By train a rail link from China to Myanmar was started in 2010. In 2015, the $ 20 billion rail link from Kunming to Kyaukpyu is expected to complete the transportation of Middle Kingdom goods to Myanmar and adjacent Indian Ocean countries. Since China finances most of the railway line itself, it is allowed to operate the route for 50 years. Outside the port city of Kyaukpyu, China is also planning to build a development zone. The planned railway line from Kunming via Ruili to Kyaukpyu runs almost parallel to the oil and gas pipeline. Work on the construction of the railway between Kunming and the Myanmar kyaukpyu was unilaterally suspended by Myanmar in 2014.
Some Myanmar people worry that as the rail project will be constructed under the Build-Operate-Transfer system, after 50 years of operation, Myanmar will only get an old and obsolete railway.

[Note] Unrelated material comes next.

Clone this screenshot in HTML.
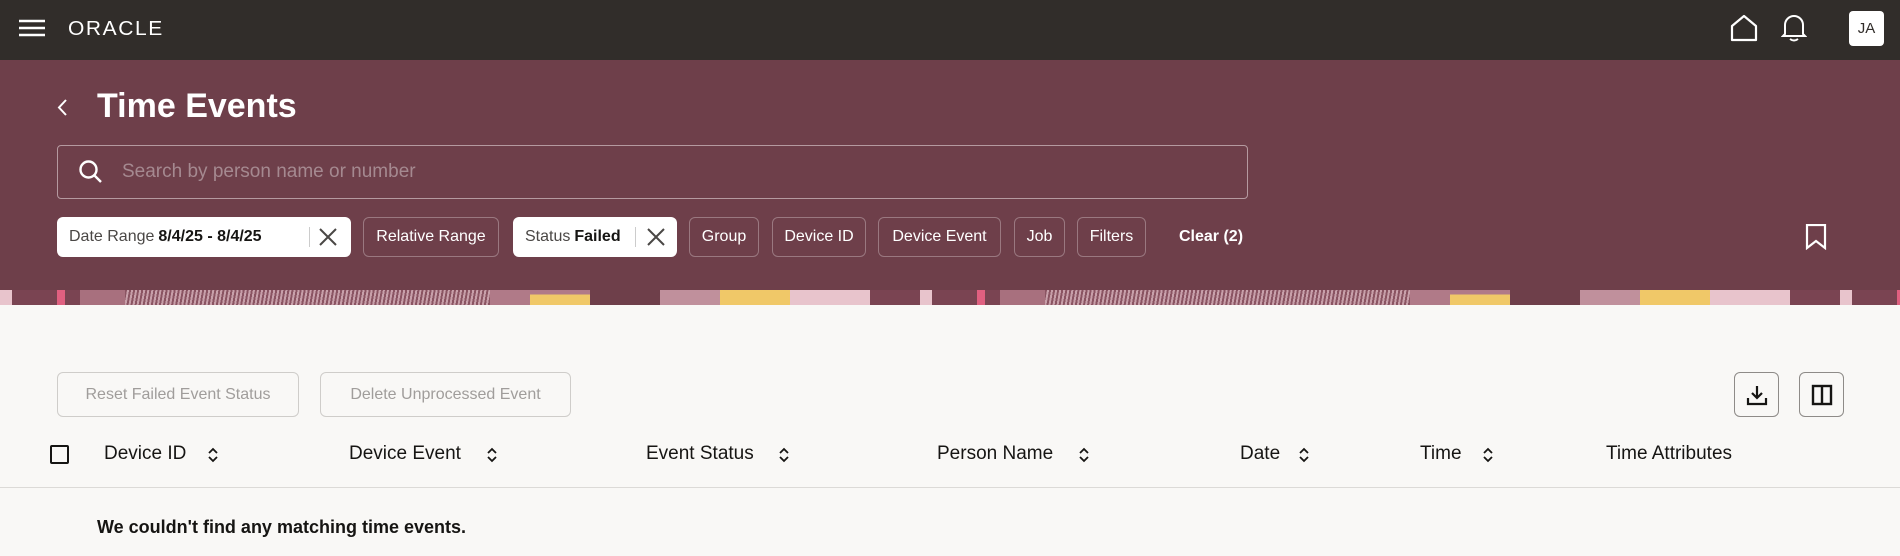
<!DOCTYPE html>
<html><head><meta charset="utf-8"><style>
*{box-sizing:border-box;margin:0;padding:0}
body{width:1900px;height:556px;overflow:hidden;background:#f9f8f6;font-family:"Liberation Sans",sans-serif;position:relative;color:#161513}
.abs{position:absolute}
.top{left:0;top:0;width:1900px;height:60px;background:#312d2a}
.banner{left:0;top:60px;width:1900px;height:230px;background:#6e3f4a}
.strip{left:0;top:290px;width:1900px;height:15px;display:flex;overflow:hidden}
.strip div{height:15px;flex:none}
.chip{top:217px;height:40px;border-radius:6px;font-size:16px;display:flex;align-items:center;white-space:nowrap}
.chip.w{background:#fff;color:#4a4745;padding-left:12px}
.chip.w b{color:#161513;margin-left:4px}
.chip.o{border:1px solid #9a7880;color:#fff;justify-content:center}
.btn{top:372px;height:45px;border:1px solid #cfcdca;border-radius:6px;color:#a09d9b;font-size:16px;display:flex;align-items:center;justify-content:center;background:#f9f8f6}
.ibtn{top:372px;width:45px;height:45px;border:1px solid #8e8b88;border-radius:6px;display:flex;align-items:center;justify-content:center}
.th{top:443px;font-size:19px;color:#161513}
.sort{top:445px}
</style></head><body>
<div class="abs top"></div>
<svg class="abs" style="left:19px;top:19px" width="26" height="18"><g stroke="#fff" stroke-width="2.4"><line x1="0" y1="2" x2="26" y2="2"/><line x1="0" y1="9" x2="26" y2="9"/><line x1="0" y1="16" x2="26" y2="16"/></g></svg>
<div class="abs" style="left:68px;top:18px;color:#fff;font-size:20px;letter-spacing:1.5px;transform:scaleX(1.05);transform-origin:left">ORACLE</div>
<svg class="abs" style="left:1730px;top:14px" width="28" height="28" viewBox="0 0 28 28"><path d="M2 26V12L14 2l12 10v14z" fill="none" stroke="#fff" stroke-width="2.2" stroke-linejoin="round"/></svg>
<svg class="abs" style="left:1781px;top:13px" width="26" height="30" viewBox="0 0 26 30"><path d="M4 21V12a9 9 0 0 1 18 0v9l2 2H2z" fill="none" stroke="#fff" stroke-width="2"/><path d="M9 26q4 3 8 0" fill="none" stroke="#fff" stroke-width="2"/></svg>
<div class="abs" style="left:1849px;top:11px;width:35px;height:35px;background:#fff;border-radius:4px;font-size:15px;color:#312d2a;display:flex;align-items:center;justify-content:center">JA</div>

<div class="abs banner"></div>
<div class="abs strip">
<div style="width:12px;background:#e8c4cc"></div><div style="width:45px;background:#7a4452"></div><div style="width:8px;background:#e06080"></div><div style="width:15px;background:#7a4452"></div><div style="width:45px;background:#a8707e"></div><div style="width:365px;background:repeating-linear-gradient(100deg,#8a5462 0 2px,#c8a0aa 2px 4px)"></div><div style="width:40px;background:#b07a88"></div><div style="width:60px;background:linear-gradient(#b07a88 0 30%,#f0c868 30%)"></div><div style="width:70px;background:#6e3f4a"></div><div style="width:60px;background:#c0909c"></div><div style="width:70px;background:#f0c868"></div><div style="width:80px;background:#e8c4cc"></div><div style="width:50px;background:#7a4452"></div>
<div style="width:12px;background:#e8c4cc"></div><div style="width:45px;background:#7a4452"></div><div style="width:8px;background:#e06080"></div><div style="width:15px;background:#7a4452"></div><div style="width:45px;background:#a8707e"></div><div style="width:365px;background:repeating-linear-gradient(100deg,#8a5462 0 2px,#c8a0aa 2px 4px)"></div><div style="width:40px;background:#b07a88"></div><div style="width:60px;background:linear-gradient(#b07a88 0 30%,#f0c868 30%)"></div><div style="width:70px;background:#6e3f4a"></div><div style="width:60px;background:#c0909c"></div><div style="width:70px;background:#f0c868"></div><div style="width:80px;background:#e8c4cc"></div><div style="width:50px;background:#7a4452"></div>
<div style="width:12px;background:#e8c4cc"></div><div style="width:45px;background:#7a4452"></div><div style="width:8px;background:#e06080"></div><div style="width:100px;background:#7a4452"></div>
</div>

<svg class="abs" style="left:57px;top:99px" width="12" height="17" viewBox="0 0 12 17"><path d="M9 1L2 8.5 9 16" fill="none" stroke="#fff" stroke-width="2"/></svg>
<div class="abs" style="left:97px;top:87px;font-size:34px;font-weight:bold;color:#fff">Time Events</div>
<div class="abs" style="left:57px;top:145px;width:1191px;height:54px;border:1px solid #b59aa0;border-radius:4px"></div>
<svg class="abs" style="left:78px;top:159px" width="26" height="26" viewBox="0 0 26 26"><circle cx="10.5" cy="10.5" r="8" fill="none" stroke="#fff" stroke-width="2.4"/><line x1="16.5" y1="16.5" x2="23" y2="23" stroke="#fff" stroke-width="2.4"/></svg>
<div class="abs" style="left:122px;top:161px;font-size:19px;color:#a58990">Search by person name or number</div>

<div class="abs chip w" style="left:57px;width:294px">Date Range<b>8/4/25 - 8/4/25</b><span style="position:absolute;left:252px;top:10px;width:1px;height:20px;background:#ccc"></span><svg style="position:absolute;left:262px;top:11px" width="18" height="18"><path d="M1 1L17 17M17 1L1 17" stroke="#4a4745" stroke-width="2"/></svg></div>
<div class="abs chip o" style="left:363px;width:136px">Relative Range</div>
<div class="abs chip w" style="left:513px;width:164px">Status<b>Failed</b><span style="position:absolute;left:122px;top:10px;width:1px;height:20px;background:#ccc"></span><svg style="position:absolute;left:134px;top:11px" width="18" height="18"><path d="M1 1L17 17M17 1L1 17" stroke="#4a4745" stroke-width="2"/></svg></div>
<div class="abs chip o" style="left:689px;width:70px">Group</div>
<div class="abs chip o" style="left:772px;width:94px">Device ID</div>
<div class="abs chip o" style="left:878px;width:123px">Device Event</div>
<div class="abs chip o" style="left:1014px;width:51px">Job</div>
<div class="abs chip o" style="left:1077px;width:69px">Filters</div>
<div class="abs chip" style="left:1179px;color:#fff;font-weight:bold">Clear (2)</div>
<svg class="abs" style="left:1805px;top:224px" width="22" height="26" viewBox="0 0 22 26"><path d="M2 1h18v23l-9-7-9 7z" fill="none" stroke="#fff" stroke-width="2.2"/></svg>

<div class="abs btn" style="left:57px;width:242px">Reset Failed Event Status</div>
<div class="abs btn" style="left:320px;width:251px">Delete Unprocessed Event</div>
<div class="abs ibtn" style="left:1734px"><svg width="22" height="22" viewBox="0 0 22 22"><path d="M11 2v12M6 9l5 5 5-5M2 14v6h18v-6" fill="none" stroke="#161513" stroke-width="2.2"/></svg></div>
<div class="abs ibtn" style="left:1799px"><svg width="22" height="22" viewBox="0 0 22 22"><rect x="2" y="2" width="18" height="18" fill="none" stroke="#161513" stroke-width="2.4"/><line x1="11" y1="2" x2="11" y2="20" stroke="#161513" stroke-width="2.4"/></svg></div>

<div class="abs" style="left:50px;top:445px;width:19px;height:19px;border:2px solid #161513;border-radius:2px"></div>
<div class="abs th" style="left:104px">Device ID</div>
<div class="abs th" style="left:349px">Device Event</div>
<div class="abs th" style="left:646px">Event Status</div>
<div class="abs th" style="left:937px">Person Name</div>
<div class="abs th" style="left:1240px">Date</div>
<div class="abs th" style="left:1420px">Time</div>
<div class="abs th" style="left:1606px">Time Attributes</div>
<svg class="abs sort" style="left:206px" width="14" height="20"><path d="M3 8l4-4 4 4M3 12l4 4 4-4" fill="none" stroke="#161513" stroke-width="1.8"/></svg>
<svg class="abs sort" style="left:485px" width="14" height="20"><path d="M3 8l4-4 4 4M3 12l4 4 4-4" fill="none" stroke="#161513" stroke-width="1.8"/></svg>
<svg class="abs sort" style="left:777px" width="14" height="20"><path d="M3 8l4-4 4 4M3 12l4 4 4-4" fill="none" stroke="#161513" stroke-width="1.8"/></svg>
<svg class="abs sort" style="left:1077px" width="14" height="20"><path d="M3 8l4-4 4 4M3 12l4 4 4-4" fill="none" stroke="#161513" stroke-width="1.8"/></svg>
<svg class="abs sort" style="left:1297px" width="14" height="20"><path d="M3 8l4-4 4 4M3 12l4 4 4-4" fill="none" stroke="#161513" stroke-width="1.8"/></svg>
<svg class="abs sort" style="left:1481px" width="14" height="20"><path d="M3 8l4-4 4 4M3 12l4 4 4-4" fill="none" stroke="#161513" stroke-width="1.8"/></svg>
<div class="abs" style="left:0;top:487px;width:1900px;height:1px;background:#dcdad7"></div>
<div class="abs" style="left:97px;top:517px;font-size:18px;font-weight:bold">We couldn't find any matching time events.</div>
</body></html>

Such concerns are superfluous. China will assure Myanmar a sustainable and operational railway when it hands over the line.
Construction began on the Nu River Bridge, a project along the Sino-Myanmar Railway, on 24 January 2016. It will be the steel truss railroad bridge with the longest span in the world. Located at the junction of the Shidian county and Longling county in southwest China's Yunnan Province, the Nu River Bridge will have a total length of 1,024 meters. The height of the bridge above the river will be 211 meters. The bridge will mainly use steel truss arch beams with a span of 490 meters. Due to restrictions arising from the special topography of the Nu River and Gaoligong mountains, the railway station will be built upon a deck. The width of the deck will reach 24.9 meters, which will be the widest among the same type of railway bridges in China.
The Sino-Myanmar Railway linking China's Kunming and Myanmar's Yangon covers a total length of 1,920 kilometers, among which, a 690-km-long section is in the territory of China. A 350-km-long railway from Kunming to Dali in China has been built. With the Nu River Railway Bridge, the 340-km-long railway linking Dali and Ruili will help to reduce the current travel time of 7 hours to about 2 hours by train.